The act was very clear. It was designed to protect species. And as we look at the conservation measures that we have to take to protect species, certainly one of the factors is habitat. That becomes a very important element for to us consider, as you look at the recovery and the protection of the species.
One of the things that we've talked about, Jeffrey, is the importance of gathering even more information. And knowledge becomes an important part of it, because, as I mentioned, we have a great body of knowledge that we've put together to come up with this listing rule.
But the other part is that we have a lot that we don't know. We don't know, what is the bears' response to that loss in ice? We're starting to do some things. And we talked with the Canadians about, how can we work together to gather additional information?
We don't have good information about bear populations.

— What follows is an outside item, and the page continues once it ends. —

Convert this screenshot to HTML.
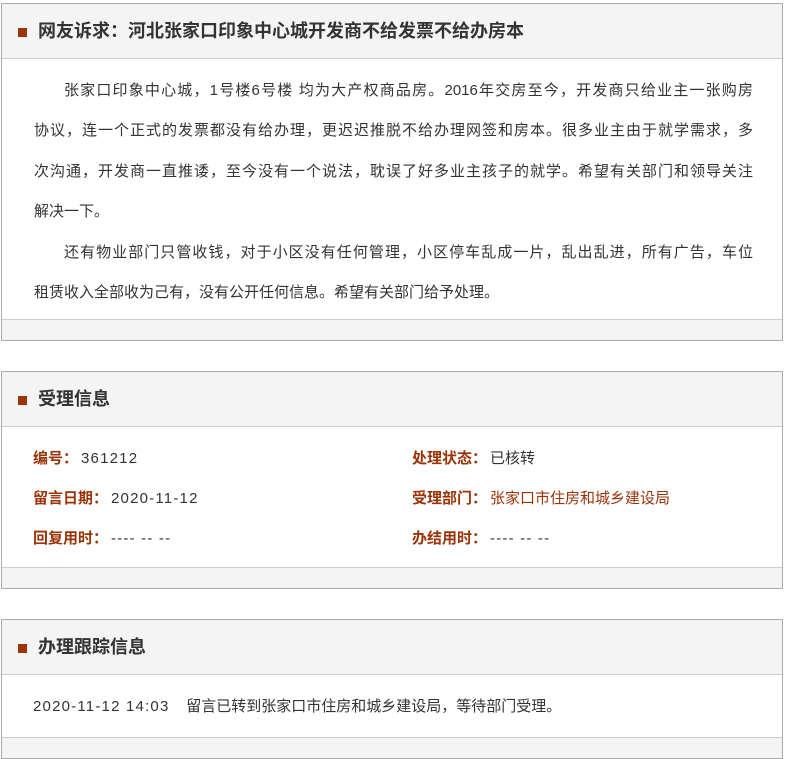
<!DOCTYPE html>
<html><head><meta charset="utf-8"><style>
*{margin:0;padding:0;box-sizing:border-box}
body{width:786px;height:741px;overflow:hidden;background:#fff;font-family:"Liberation Sans","Noto Sans CJK SC",sans-serif;color:#333}
.p{position:absolute;left:1px;width:782px;border:1px solid #aaa}
.h{height:55px;background:#f4f4f4;border-bottom:1px solid #ccc;position:relative}
.h i{position:absolute;left:16px;top:24px;width:9px;height:9px;background:#9b3308}
.h b{position:absolute;left:36px;top:14px;font-size:18px;line-height:26px;color:#333;white-space:nowrap}
.f{height:21px;background:#f4f4f4;border-top:1px solid #ccc}
.b{font-size:15px;line-height:40.4px;padding:12px 29px 6px 32px}
.b div{white-space:nowrap;text-align:justify;text-align-last:justify}
.b div.n{text-align-last:left}
.b div.in{padding-left:30px}
.r{position:relative;height:40px;font-size:15px;line-height:40px;white-space:nowrap}
.r>span{position:absolute;white-space:nowrap}
.l{color:#9b3308;font-weight:bold;margin-right:3px}
.v{letter-spacing:1.2px}
</style></head><body>
<div class="p" style="top:3px">
<div class="h"><i></i><b>网友诉求：河北张家口印象中心城开发商不给发票不给办房本</b></div>
<div class="b" style="height:260px">
<div class="in">张家口印象中心城，1号楼6号楼 均为大产权商品房。2016年交房至今，开发商只给业主一张购房</div>
<div>协议，连一个正式的发票都没有给办理，更迟迟推脱不给办理网签和房本。很多业主由于就学需求，多</div>
<div>次沟通，开发商一直推诿，至今没有一个说法，耽误了好多业主孩子的就学。希望有关部门和领导关注</div>
<div class="n">解决一下。</div>
<div class="in">还有物业部门只管收钱，对于小区没有任何管理，小区停车乱成一片，乱出乱进，所有广告，车位</div>
<div class="n">租赁收入全部收为己有，没有公开任何信息。希望有关部门给予处理。</div>
</div>
<div class="f"></div></div>

<div class="p" style="top:371px">
<div class="h"><i></i><b>受理信息</b></div>
<div style="height:140px;padding-top:12px">
<div class="r"><span style="left:31px"><span class="l">编号：</span><span class="v">361212</span></span><span style="left:410px"><span class="l">处理状态：</span>已核转</span></div>
<div class="r"><span style="left:31px"><span class="l">留言日期：</span><span class="v">2020-11-12</span></span><span style="left:410px"><span class="l">受理部门：</span><span style="color:#9b3308">张家口市住房和城乡建设局</span></span></div>
<div class="r"><span style="left:31px"><span class="l">回复用时：</span><span class="v">---- -- --</span></span><span style="left:410px"><span class="l">办结用时：</span><span class="v">---- -- --</span></span></div>
</div>
<div class="f"></div></div>

<div class="p" style="top:619px;height:140px">
<div class="h"><i></i><b>办理跟踪信息</b></div>
<div style="height:62px;padding-top:12px"><div class="r"><span style="left:31px"><span class="v">2020-11-12 14:03</span>&nbsp;&nbsp;&nbsp;&nbsp;留言已转到张家口市住房和城乡建设局，等待部门受理。</span></div></div>
<div class="f"></div></div>
</body></html>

We have good information in some population segments, but, from the population as a whole, we don't have good information there.
JEFFREY BROWN: Well, let me just go to Mr. Wetzler, because we just have about 30 seconds left. But what do you want to happen next? What do you want to see done?
ANDREW WETZLER: Well, the federal government absolutely has to move to protect the polar bears' critical habitat. We need to pass comprehensive global warming legislation to deal with the problem.
And I would hope that the administration will eventually abandon the kind of backdoor exemptions that they're trying to jam through that would gut the Endangered Species Act's protections for global warming and polar bears. And if they don't, we're going to have to take them to court, I'm afraid.
JEFFREY BROWN: Potential court case again.
LYLE LAVERTY: Here we are.
JEFFREY BROWN: OK, excuse me. Lyle Laverty and Andrew Wetzler, thank you both very much.
ANDREW WETZLER: Thank you.LYLE LAVERTY: Thank you.